◆ WHAT IS EXPECTED ◆
Each line holding the word "this" counts once; give the total and nothing more.

-------- DATASET ENTRIES --------

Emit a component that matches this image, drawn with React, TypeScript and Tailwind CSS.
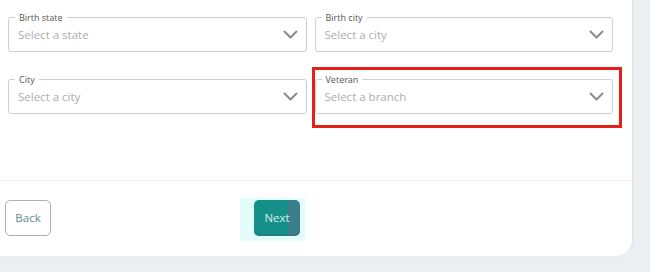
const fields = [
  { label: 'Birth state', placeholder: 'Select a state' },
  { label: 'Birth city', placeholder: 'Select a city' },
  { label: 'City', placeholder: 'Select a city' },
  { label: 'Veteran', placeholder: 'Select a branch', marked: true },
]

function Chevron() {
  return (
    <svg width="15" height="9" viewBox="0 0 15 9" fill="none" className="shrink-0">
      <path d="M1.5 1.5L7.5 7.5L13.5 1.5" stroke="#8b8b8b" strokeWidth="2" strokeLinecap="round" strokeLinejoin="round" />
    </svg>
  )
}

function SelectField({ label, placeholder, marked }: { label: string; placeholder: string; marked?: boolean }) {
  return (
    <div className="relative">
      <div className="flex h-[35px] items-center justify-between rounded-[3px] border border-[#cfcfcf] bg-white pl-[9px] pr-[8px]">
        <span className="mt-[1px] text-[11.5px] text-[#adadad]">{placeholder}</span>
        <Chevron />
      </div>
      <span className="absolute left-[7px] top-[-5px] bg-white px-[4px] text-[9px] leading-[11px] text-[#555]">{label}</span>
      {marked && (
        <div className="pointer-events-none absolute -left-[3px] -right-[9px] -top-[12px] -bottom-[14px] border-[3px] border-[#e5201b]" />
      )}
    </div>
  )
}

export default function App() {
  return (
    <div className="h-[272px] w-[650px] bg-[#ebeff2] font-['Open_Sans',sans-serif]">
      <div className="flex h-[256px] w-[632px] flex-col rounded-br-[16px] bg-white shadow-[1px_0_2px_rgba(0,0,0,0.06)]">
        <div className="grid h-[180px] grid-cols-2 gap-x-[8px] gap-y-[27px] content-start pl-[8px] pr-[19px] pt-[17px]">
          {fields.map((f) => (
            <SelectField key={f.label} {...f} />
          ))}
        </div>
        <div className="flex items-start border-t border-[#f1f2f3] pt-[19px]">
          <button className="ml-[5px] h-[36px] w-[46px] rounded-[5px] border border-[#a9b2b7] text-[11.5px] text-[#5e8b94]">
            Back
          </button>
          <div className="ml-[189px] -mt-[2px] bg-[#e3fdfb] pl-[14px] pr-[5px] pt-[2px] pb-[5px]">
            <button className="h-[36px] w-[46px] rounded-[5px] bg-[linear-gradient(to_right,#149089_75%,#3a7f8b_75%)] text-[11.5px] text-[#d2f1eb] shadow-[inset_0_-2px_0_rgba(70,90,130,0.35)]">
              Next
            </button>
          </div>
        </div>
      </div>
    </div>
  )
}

--------
-------- DATASET ENTRIES --------

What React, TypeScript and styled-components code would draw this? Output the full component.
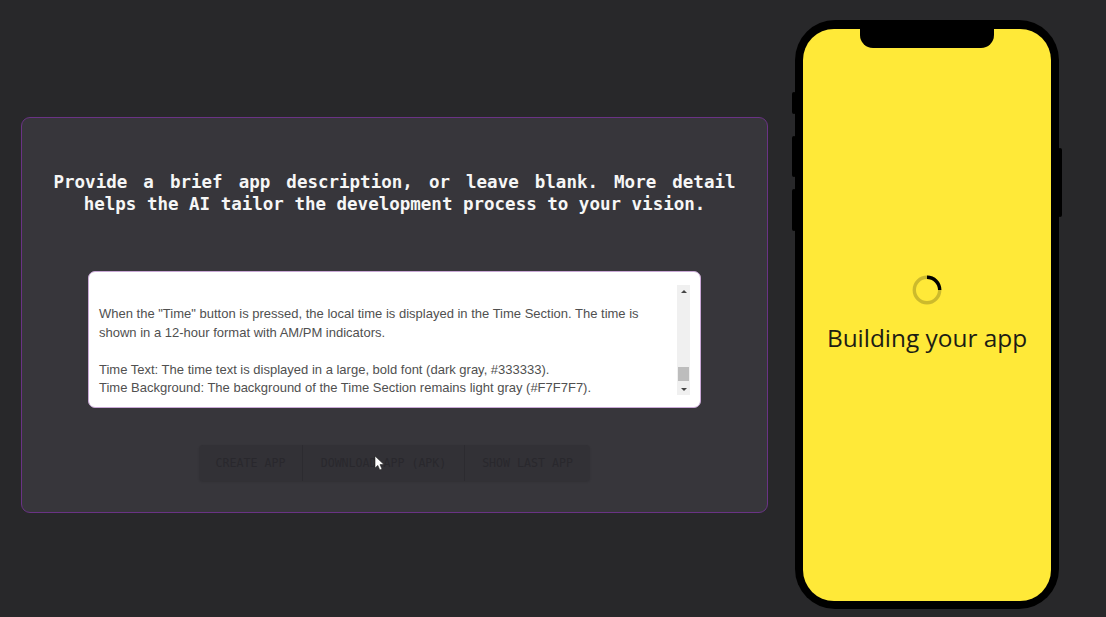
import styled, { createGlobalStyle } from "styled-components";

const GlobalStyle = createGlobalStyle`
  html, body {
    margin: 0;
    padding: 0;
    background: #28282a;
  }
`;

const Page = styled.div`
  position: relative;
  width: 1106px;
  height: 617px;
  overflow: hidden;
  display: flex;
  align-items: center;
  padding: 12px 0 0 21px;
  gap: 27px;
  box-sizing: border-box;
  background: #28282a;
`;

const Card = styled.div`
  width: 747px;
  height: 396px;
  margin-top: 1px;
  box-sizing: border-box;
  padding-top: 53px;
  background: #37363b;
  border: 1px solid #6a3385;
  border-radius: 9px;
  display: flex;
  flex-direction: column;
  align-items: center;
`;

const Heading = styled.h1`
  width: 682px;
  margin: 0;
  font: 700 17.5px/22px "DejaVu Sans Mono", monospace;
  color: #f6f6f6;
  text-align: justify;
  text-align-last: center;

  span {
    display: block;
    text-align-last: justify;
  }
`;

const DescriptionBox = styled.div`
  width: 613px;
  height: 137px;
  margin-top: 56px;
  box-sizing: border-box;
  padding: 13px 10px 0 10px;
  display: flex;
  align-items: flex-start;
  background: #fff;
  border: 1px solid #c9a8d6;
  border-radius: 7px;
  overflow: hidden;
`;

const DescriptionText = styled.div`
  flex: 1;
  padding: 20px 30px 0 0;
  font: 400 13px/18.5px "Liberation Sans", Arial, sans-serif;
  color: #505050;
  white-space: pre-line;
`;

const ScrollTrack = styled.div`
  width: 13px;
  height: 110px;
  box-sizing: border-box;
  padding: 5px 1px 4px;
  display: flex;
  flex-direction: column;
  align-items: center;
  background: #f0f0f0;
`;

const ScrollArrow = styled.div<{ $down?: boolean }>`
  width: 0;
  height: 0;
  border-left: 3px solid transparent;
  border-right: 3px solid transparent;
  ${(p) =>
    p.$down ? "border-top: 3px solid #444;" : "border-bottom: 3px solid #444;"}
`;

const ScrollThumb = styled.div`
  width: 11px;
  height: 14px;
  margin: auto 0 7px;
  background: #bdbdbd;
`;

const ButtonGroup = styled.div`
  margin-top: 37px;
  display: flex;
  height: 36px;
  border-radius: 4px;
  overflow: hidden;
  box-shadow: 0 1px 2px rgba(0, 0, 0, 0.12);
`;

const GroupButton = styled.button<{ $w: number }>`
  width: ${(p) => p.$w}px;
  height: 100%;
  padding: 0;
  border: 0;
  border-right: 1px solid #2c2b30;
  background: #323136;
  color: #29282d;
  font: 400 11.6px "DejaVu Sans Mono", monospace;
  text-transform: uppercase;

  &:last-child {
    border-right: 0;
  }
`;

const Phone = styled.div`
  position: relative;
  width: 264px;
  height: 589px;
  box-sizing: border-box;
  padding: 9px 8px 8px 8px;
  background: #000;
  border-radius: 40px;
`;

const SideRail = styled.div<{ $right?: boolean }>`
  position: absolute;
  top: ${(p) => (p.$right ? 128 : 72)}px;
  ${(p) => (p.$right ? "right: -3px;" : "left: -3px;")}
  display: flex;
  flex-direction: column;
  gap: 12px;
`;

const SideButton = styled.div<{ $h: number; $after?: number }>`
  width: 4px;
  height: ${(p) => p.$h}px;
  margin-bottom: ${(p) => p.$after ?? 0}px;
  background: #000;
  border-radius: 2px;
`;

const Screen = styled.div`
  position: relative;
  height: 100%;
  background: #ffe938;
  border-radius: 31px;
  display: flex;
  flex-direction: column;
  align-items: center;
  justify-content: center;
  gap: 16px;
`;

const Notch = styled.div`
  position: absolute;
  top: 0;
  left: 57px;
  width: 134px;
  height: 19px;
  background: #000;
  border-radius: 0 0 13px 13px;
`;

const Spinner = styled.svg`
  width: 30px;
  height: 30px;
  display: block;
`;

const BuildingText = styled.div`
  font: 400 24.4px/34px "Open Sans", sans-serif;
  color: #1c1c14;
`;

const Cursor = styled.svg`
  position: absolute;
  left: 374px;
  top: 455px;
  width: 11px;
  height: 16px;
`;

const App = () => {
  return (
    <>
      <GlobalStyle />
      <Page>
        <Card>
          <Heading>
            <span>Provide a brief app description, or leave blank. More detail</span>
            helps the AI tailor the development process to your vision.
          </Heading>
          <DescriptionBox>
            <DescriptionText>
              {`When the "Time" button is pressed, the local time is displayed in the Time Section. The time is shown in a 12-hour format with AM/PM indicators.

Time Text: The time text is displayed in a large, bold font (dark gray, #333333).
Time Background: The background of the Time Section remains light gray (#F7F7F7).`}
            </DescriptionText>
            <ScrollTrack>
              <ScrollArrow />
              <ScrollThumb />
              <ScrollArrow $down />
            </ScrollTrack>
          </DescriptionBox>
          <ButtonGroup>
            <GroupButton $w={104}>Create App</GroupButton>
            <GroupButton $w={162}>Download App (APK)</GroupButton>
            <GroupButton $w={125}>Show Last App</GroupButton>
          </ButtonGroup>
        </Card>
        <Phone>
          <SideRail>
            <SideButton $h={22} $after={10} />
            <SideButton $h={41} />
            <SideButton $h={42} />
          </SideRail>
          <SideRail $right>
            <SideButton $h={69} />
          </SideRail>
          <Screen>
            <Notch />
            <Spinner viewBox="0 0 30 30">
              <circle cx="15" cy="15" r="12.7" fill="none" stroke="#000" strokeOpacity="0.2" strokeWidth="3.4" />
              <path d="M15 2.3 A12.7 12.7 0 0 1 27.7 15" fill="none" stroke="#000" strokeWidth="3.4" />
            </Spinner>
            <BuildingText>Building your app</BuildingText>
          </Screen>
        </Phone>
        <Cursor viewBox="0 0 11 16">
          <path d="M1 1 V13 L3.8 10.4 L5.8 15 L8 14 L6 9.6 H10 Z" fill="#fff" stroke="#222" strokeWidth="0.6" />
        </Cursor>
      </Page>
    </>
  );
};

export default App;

--------
-------- DATASET ENTRIES --------

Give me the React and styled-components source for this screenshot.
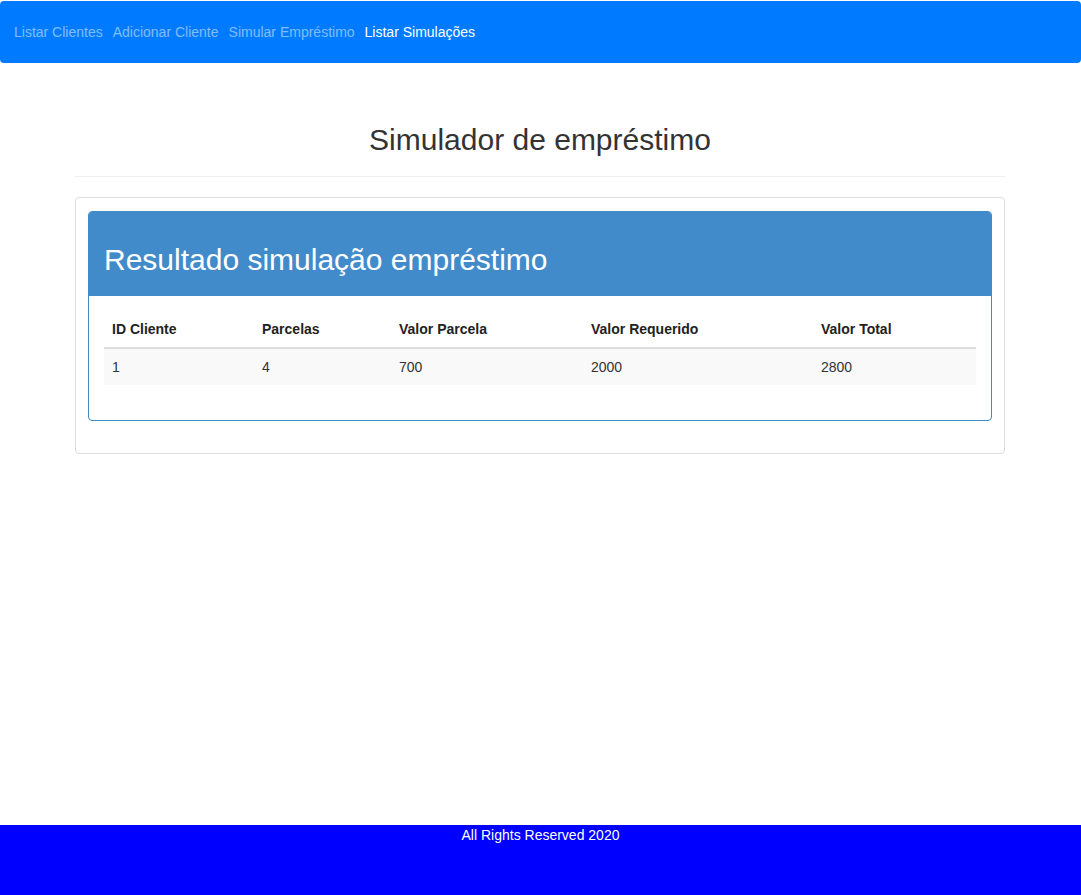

--------

◆ FULL SOLUTION ◆
3